Herbst in Süddeutschland, Hitparadenzeit in SWR 1, immer größer, länger, mehr Hits Hits Hits, irgendwann, da bin ich mir sicher, geht das mal ’ne Woche, wie ich mir genauso sicher bin, dass Queen und Led Zeppelin auf den Plätzen zwei und eins festmoniert sind. Da muss eine ganze Generation wohl erst kollektiv den Rock-Löffel abgeben, um dann von Pink und Lady Gaga beerbt zu werden. Ohne Zweifel dramaturgisch und handwerklich erstklassige Songs für die Musikewigkeit, insbesondere Bohemian Rhapsody zwischen nihilistischer Selbst-Zerstörung, Aufgabe und Hoffnung, weit entfernt vom heutigen dreiminütigen Formatbrei, leider mitunter auch im SWR, der nicht immer gehört gehört. Guter Brauch ist es, die Top Twenty nach der Hitparade Revue passieren zu lassen, viele davon zu übersetzen. Jedes Jahr. Und da die Songs in den Top Twenty von Jahr zu Jahr kaum variieren, sind, logisch, auch immer die gleichen Texte fällig. Auch Jahr für Jahr.
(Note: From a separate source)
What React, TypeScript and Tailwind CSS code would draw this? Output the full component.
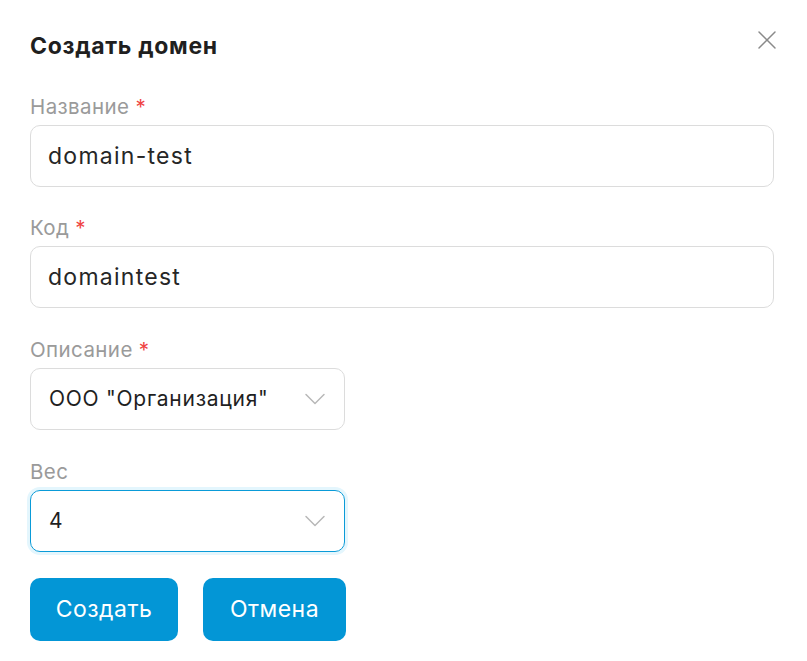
import { X, ChevronDown } from "lucide-react";

const font = { fontFamily: "Inter, 'Noto Sans', sans-serif" };

function Label({ text, required }: { text: string; required?: boolean }) {
  return (
    <div className="mb-[6px] h-6 text-[20.5px] leading-6 tracking-[0.02em] text-[#9a9a9a]">
      {text}
      {required && <span className="ml-[6px] text-[#ef4444]">*</span>}
    </div>
  );
}

function TextField({
  label,
  value,
  className,
}: {
  label: string;
  value: string;
  className: string;
}) {
  return (
    <div className={className}>
      <Label text={label} required />
      <div className="flex h-[62px] items-center rounded-[10px] border border-[#dcdcdc] px-[17px] text-[23px] tracking-[0.055em] text-[#262626]">
        {value}
      </div>
    </div>
  );
}

function SelectField({
  label,
  value,
  required,
  focused,
  className,
}: {
  label: string;
  value: string;
  required?: boolean;
  focused?: boolean;
  className: string;
}) {
  return (
    <div className={className}>
      <Label text={label} required={required} />
      <div
        className={
          focused
            ? "flex h-[62px] w-[315px] items-center justify-between rounded-[10px] border border-[#0a9bd8] pl-[18px] pr-[11px] text-[21px] tracking-[0.035em] text-[#1f1f1f] shadow-[0_0_0_3px_#e4f6fd]"
            : "flex h-[62px] w-[315px] items-center justify-between rounded-[10px] border border-[#dcdcdc] pl-[18px] pr-[11px] text-[21px] tracking-[0.035em] text-[#1f1f1f]"
        }
      >
        <span>{value}</span>
        <ChevronDown className="h-9 w-9 text-[#b8b8b8]" strokeWidth={1} />
      </div>
    </div>
  );
}

export default function App() {
  return (
    <div className="min-h-screen bg-white" style={font}>
      <div className="w-[807px] pl-[30px] pr-[33px] pt-[32px]">
        <div className="mb-[35px] flex items-center justify-between">
          <h2 className="text-[23px] font-bold leading-7 tracking-[0.03em] text-[#1f1f1f]">
            Создать домен
          </h2>
          <button type="button" className="-mr-[9px] -mt-[12px] text-[#8a8a8a]">
            <X className="h-8 w-8" strokeWidth={1.1} />
          </button>
        </div>
        <TextField className="mb-[29px]" label="Название" value="domain-test" />
        <TextField className="mb-[30px]" label="Код" value="domaintest" />
        <SelectField
          className="mb-[30px]"
          label="Описание"
          value={'ООО "Организация"'}
          required
        />
        <SelectField className="mb-[26px]" label="Вес" value="4" focused />
        <div className="flex gap-[25px]">
          <button
            type="button"
            className="h-[63px] w-[148px] rounded-[10px] bg-[#0396d6] text-[23px] tracking-[0.02em] text-white"
          >
            Создать
          </button>
          <button
            type="button"
            className="h-[63px] w-[143px] rounded-[10px] bg-[#0396d6] text-[23px] tracking-[0.02em] text-white"
          >
            Отмена
          </button>
        </div>
      </div>
    </div>
  );
}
Ausgerechnet die zwei schwierigsten und musikalisch hochwertigsten Songs, die SWR 1 Hitparaden-Dauerairplay erhalten, „Stairway To Heaven“ und eben „Bohemian…“ geraten dann zu den absoluten Höhepunkten des Abends. Wobei „Stairway…“ durch die semiakustische Version besticht, „Bohemian Rhapsody“ durch den ansonsten Plattitüden jagenden Holtmann eine rhetorisch erstklassige Übersetzung erfährt. Aber: Warum Gott ein Schwabe sein soll und mehrfach billig provoziert wird, bleibt wohl sein Geheimnis. Die voluminöse, wie eine Monstranz aufgetragene Rapper-Kette, in Teil II des Abends, kann maximal als augenzwinkernde Selbstironie durchgehen. Kritischer ist schon das Dada-Geklimper auf dem Xylophon, nach dem Motto: Ich bin schon da, ich will jetzt mal ’nen bisschen Livemugge mitmachen. Die Band hingegen wirkt hervorragend eingespielt, schwierigste Passagen werden problemlos gemeistert, wiewohl auch die schauspielerische Darstellung und Übersetzung der Songs, auch wenn diese hinlänglich bekannt sind, das SWR-Ensemble weiß, worauf es ankommt: der Brückenschlag vom Wort zum Sound.

Pop und Poesie Band

Da kümmert es die brav mitwippenden Beamten nicht, dass ein an Überraschungen armes Programm von Holtmann öfter unambitioniert unterbrochen wird, er nennt das moderieren. Die Liebesanklage von Melissa Etheridge ist so vorhersehbar wie „Smoke On The Water“ totgedudelt ist und nur noch von AC/DC’s „T.N.T“ getoppt werden kann. Klar, dass der australische Boogiekracher nicht fehlen darf, wurde auch noch nie übersetzt. Höchste Zeit also, in der Hitparade war „T.N.T.“ unterrepräsentiert oder der Konsument immer zur gleichen Zeit beim Bierholen. Zum Finale gibt’s Roy Black und die Comedian Harmonists – die müssen nicht übersetzt werden. Ein netter Bildungsbürgerausflug deren Musikverständnis bei 91,4 Mhz endet.